In case you’re short on time, I’ll give you the low down on our trip. I’ll go into more detail below.
Where to stay –
- Marina Bay Sands (luxury; an iconic part of Singapore’s skyline; also has lots of eco-friendly practices)
- The St. Regis Singapore (luxury; I actually wrote about whole post about why I love St. Regis properties)
- Little Red Dot Hostel (budget hostel; where we stayed)
- PARKROYAL on Pickering (eco-hotel; hotel in a garden concept!!)
- Oasia Hotel Downtown (eco-hotel; plant covered skyscraper)
Top Singapore Attractions –
- Gardens by the Bay
- National Gallery Art Museum
- Sentosa Island
- Chinese Heritage Cultural Center
- Singapore Botanic Gardens
We didn’t visit the Singapore Botanic Gardens ourself because I didn’t know about it, but it’s a 160+ year old Tropical Garden that’s a UNESCO World Heritage Site, UNESCO World Heritage Site which I think is pretty incredible.

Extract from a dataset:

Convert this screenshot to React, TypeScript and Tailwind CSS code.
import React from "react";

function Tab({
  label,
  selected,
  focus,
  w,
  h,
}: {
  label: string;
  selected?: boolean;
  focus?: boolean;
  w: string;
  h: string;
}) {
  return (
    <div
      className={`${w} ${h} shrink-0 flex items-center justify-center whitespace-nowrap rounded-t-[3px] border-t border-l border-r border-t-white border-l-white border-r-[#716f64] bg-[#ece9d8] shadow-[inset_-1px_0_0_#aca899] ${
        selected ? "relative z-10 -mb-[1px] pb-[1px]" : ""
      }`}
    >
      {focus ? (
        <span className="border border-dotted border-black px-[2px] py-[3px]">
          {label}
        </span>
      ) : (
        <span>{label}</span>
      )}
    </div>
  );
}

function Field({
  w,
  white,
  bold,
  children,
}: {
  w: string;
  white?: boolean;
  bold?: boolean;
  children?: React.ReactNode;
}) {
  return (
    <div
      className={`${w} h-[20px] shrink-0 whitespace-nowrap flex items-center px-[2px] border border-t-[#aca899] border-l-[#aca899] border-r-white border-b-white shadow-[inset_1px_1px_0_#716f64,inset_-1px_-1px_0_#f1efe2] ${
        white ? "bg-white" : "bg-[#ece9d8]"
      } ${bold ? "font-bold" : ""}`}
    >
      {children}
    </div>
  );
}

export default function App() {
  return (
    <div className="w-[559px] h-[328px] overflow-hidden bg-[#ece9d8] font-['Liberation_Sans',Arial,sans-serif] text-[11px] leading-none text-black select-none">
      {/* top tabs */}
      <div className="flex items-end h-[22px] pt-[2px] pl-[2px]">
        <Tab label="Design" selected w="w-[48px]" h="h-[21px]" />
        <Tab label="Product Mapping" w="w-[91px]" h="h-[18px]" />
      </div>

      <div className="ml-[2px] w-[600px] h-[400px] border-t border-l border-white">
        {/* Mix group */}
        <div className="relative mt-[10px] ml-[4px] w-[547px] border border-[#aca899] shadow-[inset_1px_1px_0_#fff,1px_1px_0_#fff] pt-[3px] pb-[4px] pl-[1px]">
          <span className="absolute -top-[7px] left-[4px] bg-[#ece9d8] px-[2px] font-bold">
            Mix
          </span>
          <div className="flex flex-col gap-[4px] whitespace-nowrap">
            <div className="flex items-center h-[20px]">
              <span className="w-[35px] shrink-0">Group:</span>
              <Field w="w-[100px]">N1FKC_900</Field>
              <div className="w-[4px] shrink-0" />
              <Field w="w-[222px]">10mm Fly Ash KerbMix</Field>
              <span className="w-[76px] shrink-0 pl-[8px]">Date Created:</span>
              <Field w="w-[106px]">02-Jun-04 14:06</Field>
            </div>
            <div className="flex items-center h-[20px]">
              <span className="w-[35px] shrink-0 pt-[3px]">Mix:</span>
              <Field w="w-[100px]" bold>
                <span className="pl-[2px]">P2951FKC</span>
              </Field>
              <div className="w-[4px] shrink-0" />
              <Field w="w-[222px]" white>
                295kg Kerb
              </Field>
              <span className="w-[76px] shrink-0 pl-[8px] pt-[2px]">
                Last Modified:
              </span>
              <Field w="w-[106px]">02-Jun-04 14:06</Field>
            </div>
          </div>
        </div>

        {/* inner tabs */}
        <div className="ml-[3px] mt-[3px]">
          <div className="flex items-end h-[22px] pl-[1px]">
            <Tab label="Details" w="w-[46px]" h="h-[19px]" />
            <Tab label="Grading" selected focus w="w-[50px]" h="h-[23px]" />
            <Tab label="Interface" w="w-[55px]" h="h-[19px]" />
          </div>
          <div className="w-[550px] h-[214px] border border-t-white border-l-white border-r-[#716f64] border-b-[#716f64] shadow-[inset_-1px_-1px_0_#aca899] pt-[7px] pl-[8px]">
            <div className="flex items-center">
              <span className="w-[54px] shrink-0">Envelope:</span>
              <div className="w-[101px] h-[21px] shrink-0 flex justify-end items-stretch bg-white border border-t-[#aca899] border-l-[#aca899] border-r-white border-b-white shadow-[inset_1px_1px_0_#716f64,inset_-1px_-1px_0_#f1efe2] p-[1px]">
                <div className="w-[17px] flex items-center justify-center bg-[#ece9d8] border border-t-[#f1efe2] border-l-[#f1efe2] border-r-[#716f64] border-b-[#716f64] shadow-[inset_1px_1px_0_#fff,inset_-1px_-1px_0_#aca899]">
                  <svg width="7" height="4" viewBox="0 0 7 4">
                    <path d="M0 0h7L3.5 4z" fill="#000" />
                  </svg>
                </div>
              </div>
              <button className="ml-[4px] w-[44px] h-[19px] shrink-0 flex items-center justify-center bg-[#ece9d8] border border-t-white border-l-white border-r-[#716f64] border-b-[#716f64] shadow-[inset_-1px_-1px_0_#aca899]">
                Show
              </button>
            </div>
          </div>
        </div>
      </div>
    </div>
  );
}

The reviews seem to indicate as such so I’d probably swap out the zoo for the Botanic Gardens instead.
Where to Eat/Drink in Singapore –
- Platform 1094
- Rooftop Bar for Drinks
- Little India
Must know info –
Currency: the Singaporean Dollar (SGD)
$1 SGD = ~$1.39 USD
$1 USD = ~$0.71 SGD
Language: 4 official languages; English is common language while Tamil, Malay, and Mandarin are the other official languages
Other things to know about Singapore –
Singapore has super strict laws on drugs which include tourists. I would suggest not messing around with drugs while here. They have some strict laws on littering, spitting, and other things which help keep the city clean and orderly – just be aware of them.
RELATED: Three Weeks in Singapore
Eco-Friendly Tips for Singapore Travel
- Take advantage of the public transportation that will get you most anywhere you need to go in the city. The city is so very walkable and the weather is pretty agreeable so walk if you can.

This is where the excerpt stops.